Last night’s New Year’s Eve festivities included watching Juno, which neither Barbara nor I had seen before, even though it was released over a year ago. On the basis of reviews and personal recommendations, I had expected to like this movie. It exceeded my expectations.
I’m sure everybody knows the plot by this point, but I’ll still stay away from spoilers in these brief comments. My major observation is that all of the actors were entirely convincing in their portrayals of various teens and adults, most notably Ellen Page as Juno, who kept reminding me of various Weston students of mine. No students in particular, I hasten to add — just different generic students at different points. J.K. Simmons and Allison Janney were much more genuine than the parents in the typical movie about teenagers, although I kept being distracted because I knew I had seen Simmons before but couldn’t remember where (I’m not good at actors). When I looked him up, I discovered that he plays Dr. Skoda, who appears off and on as the consulting psychiatrist in Law and Order; the temperaments of the two characters are almost identical, thus reinforcing the distraction. Also, Jennifer Garner and Jason Bateman were effective (if a bit creepy) in their roles as the soon-to-be adoptive parents.
Early in 2008 there was some chatter about whether Juno glamorizes and therefore encourages teenager pregnancy. Frankly, I don’t see it. Admittedly, Juno isn’t portrayed as a bad kid, as the right-wingers would prefer; she doesn’t suffer much for her mistake, and her friends and family are all accepting of her. But that doesn’t mean that the movie glamorizes pregnancy, and since Juno immediately decides to have the baby adopted, it shouldn’t encourage the standard worry among adults that a girl will want to get pregnant in order to have a baby who will love her. In fact, since neither Juno nor her family is dysfunctional, what we have here is simply a straightforward tale of how a normal (if rather counterculture) teenager grows up and interacts with adults and with other kids. It’s well worth seeing, just for the quality of the acting if nothing else — but it’s also worth seeing because it’s such a refreshing and captivating story.
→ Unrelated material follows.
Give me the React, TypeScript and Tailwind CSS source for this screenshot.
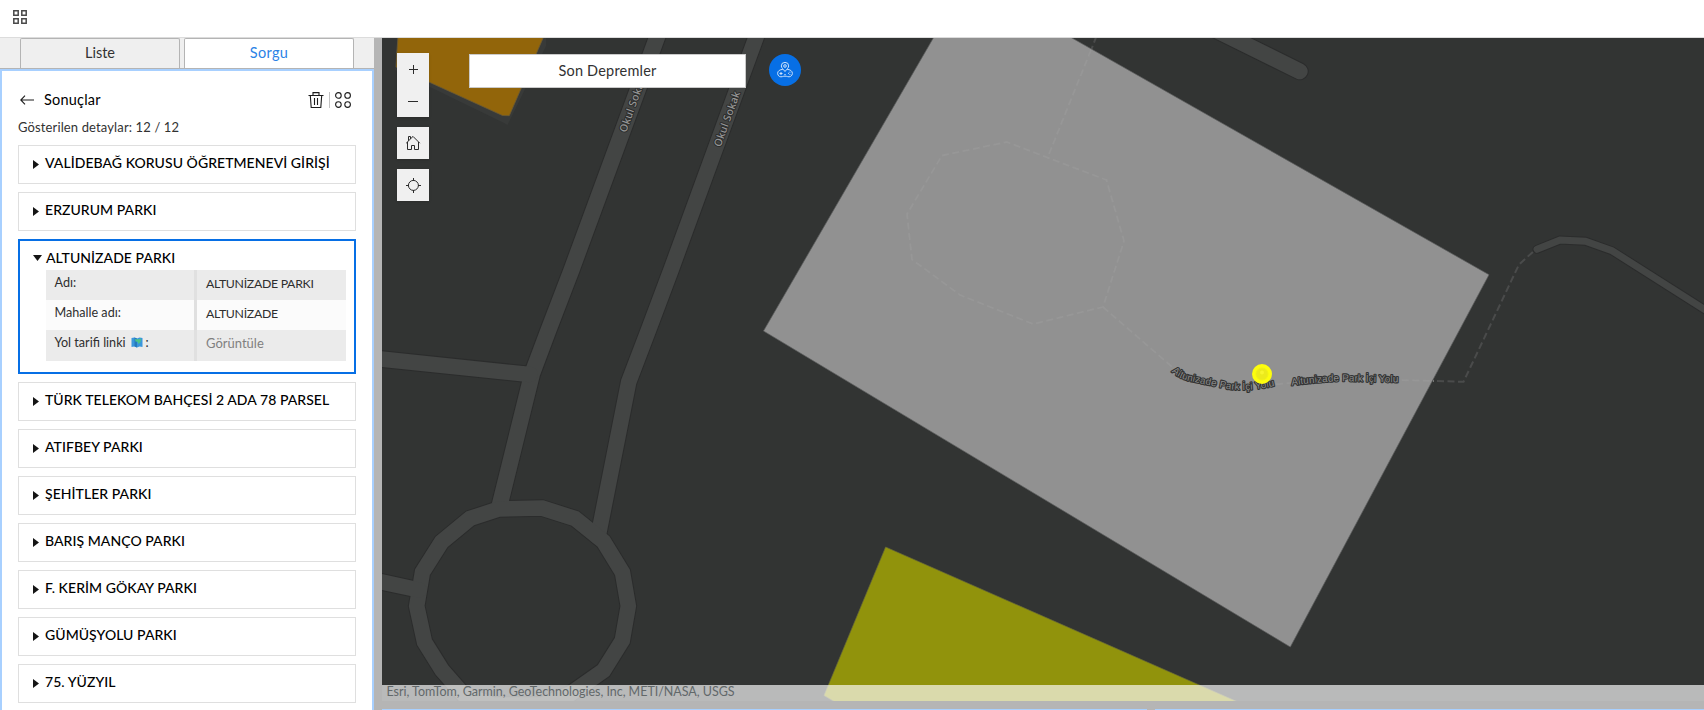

I’ll have to ask my student who recently moved to Weston from Minnesota about St. Cloud, where the adoptive parents live in the movie. The director portrays it as a lot like Weston.
Addendum at 8:10 PM:
I wrote the above earlier in the day. But now I’ve just finished watching the first Greater Boston of the year on WGBH, a retrospective of 2008. Emily Rooney’s guest Dan Kelly (identified just as “attorney”) made the following remarks in connection with the supposed but unproved pregnancy pact among girls at Gloucester High School:
The message of all this is not that more birth control is the answer. The message is that Time Magazine picked up on the bandwagon of sensationalizing teen pregnancy, and that bandwagon is out there because of Britney Spears’ sister pronouncing how wonderful it is to be a teen and to be pregnant… The Juno movie, the Juno effect. The Juno movie in a lot of ways was a great movie from my perspective because it showed the dignity of a human life before it’s born. It’s a pro-life movie and it sends a wonderful message to kids. But it also is a movie that glorifies teen pregnancy to some extent. To say that there will not be that many side-effects, that you can get through it, that it is not such a colossally terrible thing, and it also glorifies in some respects teen sex, although I think the message of that movie is that teens are not prepared to have sex and should not be having sex.
This analysis is just plain wrong. The movie doesn’t glorify teen pregnancy, and it doesn’t send a message. It’s not a political document. It’s a story, a work of art, which presents a group of characters and deals with the internal and external conflicts of the main one, just as stories usually do.